Moses’ song of praise after the crossing of the Red Sea contains this line: “Pharaoh’s chariots and his army he has hurled into the sea. The best of Pharaoh’s officers are drowned in the Red Sea” (Exodus 15:4). This is one of over twenty Old Testament verses dealing with the Exodus that mention the Red Sea. There has always been a question, though, about the accuracy of translating these verses with “Red Sea” instead of “Reed Sea.”
The Hebrew word suph, whose root is thought to be of Egyptian origin, meant “reed,” especially the papyrus. So the Hebrew phrase yam suph can be translated “Sea of Reeds” or “Reed Sea” or even “Papyrus Marsh.” Is this phrase, commonly translated “Red Sea,” in fact referring to what today is known as the Red Sea or is it some other body of water? More importantly, are the liberal scholars correct in saying yam suph refers to a marshy area near the Rea Sea or some small, shallow lake nearby? These questions are crucial because, if the Israelites escaped Egypt without God’s miraculous intervention, then the Bible contains exaggerations and lies.

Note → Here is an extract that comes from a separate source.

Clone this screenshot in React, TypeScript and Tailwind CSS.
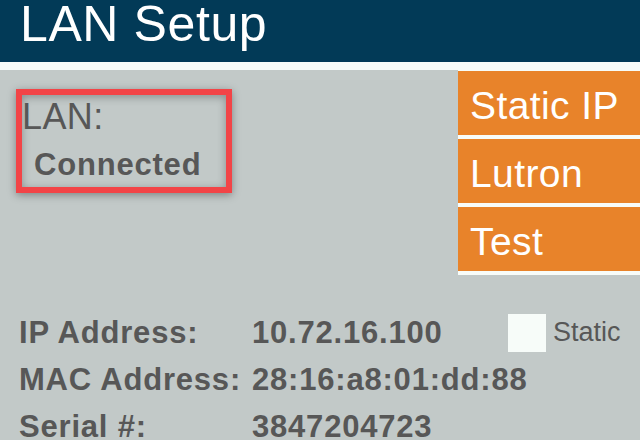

When we look at the various passages of Scripture where the term yam suph is used, it becomes clear that it is indeed referring to the large body of water: “The waters were divided, and the Israelites went through the sea on dry ground, with a wall of water on their right and on their left” (Exodus 14:21–22). The “wall of water” on each side of the Israelites certainly suggests depth. Later, “the sea went back to its place. . . . The water flowed back and covered the chariots and horsemen—the entire army of Pharaoh that had followed the Israelites into the sea. Not one of them survived” (verses 27–28). There can be no doubt about what Moses is communicating here. Red Sea or Reed Sea, it was deep enough to destroy the entire Egyptian army. All the credit for this miraculous event is given to the Lord (Exodus 15:3), and it is referenced often in Scripture as an example of God’s great power (Joshua 2:10; Nehemiah 9:9; Psalm 106:9–12; 136:13–14).

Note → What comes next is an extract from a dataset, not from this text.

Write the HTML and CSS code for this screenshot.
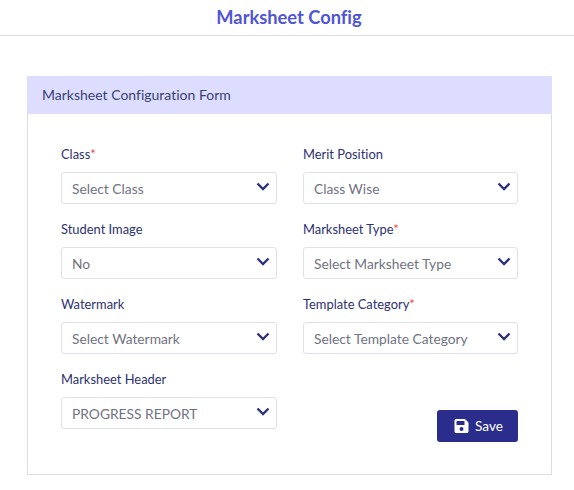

Exodus 14 clearly describes a supernatural event involving a deep body of water that Israel crossed on dry ground and that later drowned the Egyptians. Whether the Israelites called it the Red Sea or the Reed Sea, the only way to look at that chapter and see a shallow lake or marshy area is to have a preconceived bias against the miraculous. Exodus gives us a clear understanding that the body of water the Israelites crossed was large and deep. The Red Sea surely fits that description.

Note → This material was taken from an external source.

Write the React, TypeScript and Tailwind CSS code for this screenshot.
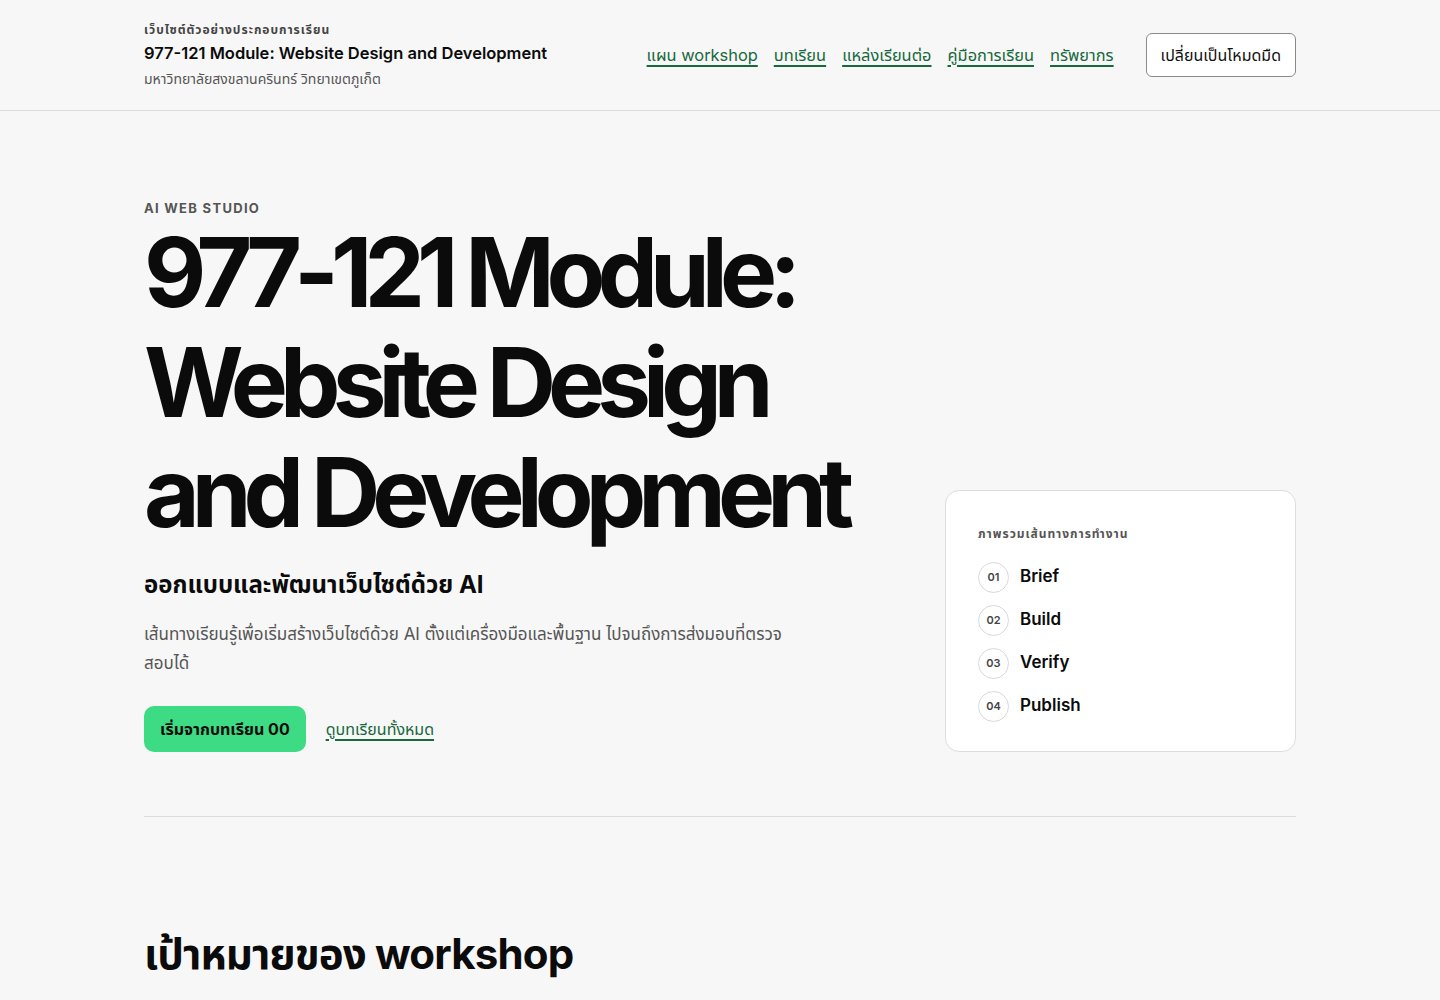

In support of “Red Sea” being the correct translation and the correct body of water is the Greek Septuagint (LXX) from 200 BC. This is the earliest translation of the Hebrew Bible known, and the words yam suph are consistently translated with the Greek words eruthros thalassa or “Red Sea” (see Acts 7:36; Hebrews 11:29). In Exodus 3:2 and 5, the translators of the LXX used hélos to refer to a marshy, reedy area. But when it came time to translate suph in the context of the exodus through the sea, they chose a different phrase (eruthros thalassa), which specifically means “Red Sea.” The translators of the LXX obviously understood Moses to be referring to the Red Sea, not some other body of water.
When the LXX is quoted in the New Testament, the biblical writers, under inspiration of the Holy Spirit, retained the Greek words meaning “Red Sea” (not “Reed Sea”). One example is in Stephen’s sermon in Acts 7:36. Also, Hebrews 11:29 says, “By faith the people passed through the Red Sea as on dry land; but when the Egyptians tried to do so, they were drowned.” These New Testament passages provide strong proof that “Red Sea” is the correct translation.
Further evidence that yam suph can indeed refer to the Red Sea comes from 1 Kings 9:26. There we see King Solomon building a fleet of ships on the shore of the Rea Sea/Reed Sea in the land of Edom—hardly practical if that body of water were merely a marshy area or small, shallow lake.
Even if we choose the translation “Reed Sea” over “Red Sea,” there are several possible bodies of water near Egypt that the Israelites could have crossed. Some scholars point to the Gulf of Suez or the Gulf of Aqaba (both are extensions of the Red Sea) as possible crossing sites. Moving north of the Gulf of Suez is the Bitter Lakes region, and north of that is Lake Timsah. Other scholars have suggested a body of water in the Nile Delta region.
Regardless of the way the words yam suph are translated, the Bible is clear that God supernaturally parted a large body of water so the Israelites could cross on dry land, and, when the Egyptian army attempted to follow, He destroyed them in an overwhelming flood.